In the v-berth we also epoxy-filled the liner gap.  A few months ago, AJ removed the plank that covered it so we could install the new toe rail bolts. Otherwise it would have stayed. AJ cut all the new bolts and ground them smooth before we laid the epoxy fill. He also sanded and scraped off the chipping paint on the sides back to gel coat. A little ceiling work, and it will be ready to paint! 


The starboard side of the main salon also got the filler treatment, but since this is plainly visible we made it especially flat and smooth as if it was part of the original mold...  Before we can paint, we still have to tackle sanding all the old stained flaky paint on this side. I'm doing that tomorrow.


The epoxy was thickened with Q-cell and Cabosil. The first batch on the port side was done only with Q-Cell, aka microsperes, aka glass ballons, which are tiny hollow glass spheres that provide the lowest surface-area-to-volume shape possible, meaning it flows nicely.  Q-cell is so fine it billows away like smoke when disturbed.  It can be a challenge to keep it in the cup and out of the air when mixing.  It is soft and sands like chalk with a power sander and 40-80 grit, making perfect feathered edges easy.  However, it takes a LOT of Q-cell to thicken to a paste, and even if you get it too thick to the point that it is snagging and no longer laying smoothly, it can still sag a little after being laid.  So, in spite of the silky smooth surface, we had some sagging issues, and decided to add a little Cabosil to the mix.  Cabosil is about as light and fine as Q-cell, but it sticks to itself a little more like dry baking soda, and doesn't billow away as much. (Unless you open it outside, the slightest breeze will empty a cup of either.)

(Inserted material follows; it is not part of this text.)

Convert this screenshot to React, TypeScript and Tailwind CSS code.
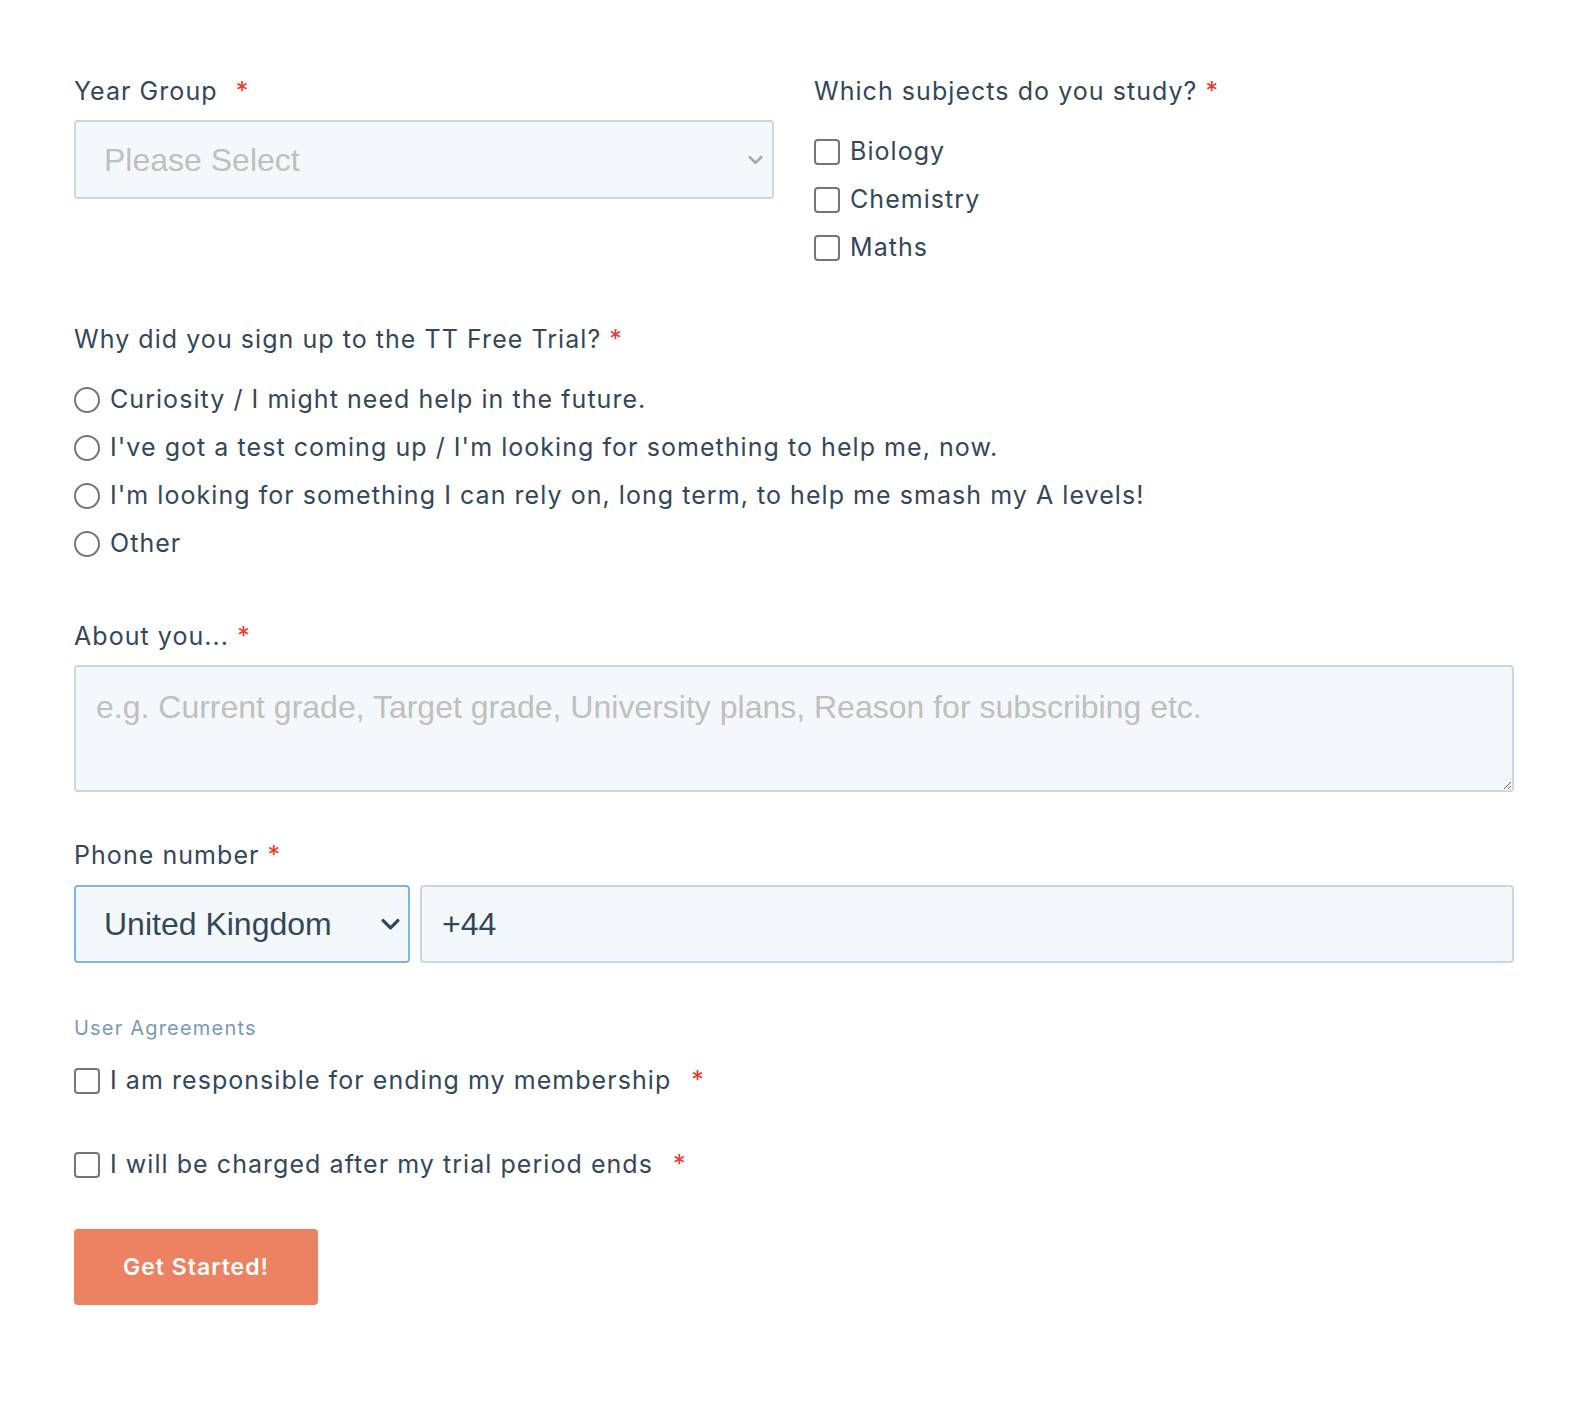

Cabosil is also known as fumed silica.  Fuming silica is a process of plasma-blasting glass in an electric arc into tiny jagged particles of silica that have an incredibly high surface-area-to-weight ratio.  The resulting product has virtually replaced pumice in nearly all smoothing/polishing compounds, including toothpaste.  As an additive, besides being a mild abrasive, due to the surface-area-to-weight ratio, it increases the thixotropy (the quality of of anti-sagging/gap-spreading) of the product you add it to....  the point: a filler that is still wet enough to swipe on smooth with no resultant sagging.

You can feel the jump in stiffness by just adding a little Cabosil to the Q-cell batch. The problem is that Silica is hard... so hard that it can be difficult to sand, but it also makes makes the paste easier to pull smooth, leaving less sanding afterwards anyway.  We ended up mixing about 10%-15% Cabosil and 85%-90% Q-cell for optimum results.  

The closet is also finished!  I sanded the new bulkhead fiberglass seams for hours and hours in that coffin-sized locker, then I smoothed the edges out with thickened epoxy, then sanded that out smooth. Then painted!!  I love that closet. It's the one feature that keeps me feeling civilized. A place to hang things. Not a place to dig for things. A single normal convenience. I can hang foulies and a couple sets of scamouflage. (For when we need to not look like a dirty, homeless bums.)  I don't care how small it is, it's enough to take the boat from survival travel vessel, to home sweet home.  Until now it's been a rotting, humid, leaky mess.  And now I can hang things in it! Pardon my over excitement, but as I said earlier, this is the first glimpse since we bought the boat of the inhabitable home it will be. AJ is talking about adding an aromatic cedar liner to the sides for humidity and mold control.


While we were doing all this epoxy filling, we also patched the underside of the decks where hardware had been removed.  When Danny painted, his guys also sort-of patched 3 holes in the deck. One in the head cabinet, and two in the cockpit locker.  They put in a foam core and glassed over the top, but not underneath...?    Since it was upside down and part of the deck structure, we used the zip-lock bag as an icing bag trick and squeezed epoxy thickened with about 50% Cabosil (for thixotropy) and 50% cotton flock/milled cotton fiber (for strength) around the foam and glassed over the holes with two layers of biax.


I think this marks the end of fiberglassing.  I know we'll pull out the epoxy again for some reason.. but I can't think of one at the moment!   (oh wait...)

It feels like everything is happening all at once and we're on a mad dash to the finish line. We're trying to finish out the cabin so we can get off the mattress pad on our friend's floor and move back into our own place, all the while getting together the final parts and time we need to stand the rig. As soon as we get the bolts, we'll put on the chain plates, stem piece and chock cleats. And soon we'll start building the mast support, (the wood is cut!) but the toilet has to be removed to access the base... fun times ahead.  At least we will be installing a new bronze Groco head when we finish the job. The 43 year old bronze head did not hold up, even after two rebuilds in two years.

When the cabin is done and the rig is on, we get to turn our attention to one last project - the disaster of a water tank and surrounding subfloor.  That means taking out the floor boards and floor beams...  should probably refinish the beams while we're at it...  and the floors could really use a refinish too...  I just keep thinking of more things we have to do.  But, the difference now is, I actually can think of all the things that need to be done to finish the boat.  It's no longer an abyss...   it is now more like a mountain.  But we're above the treeline, and that feels pretty good.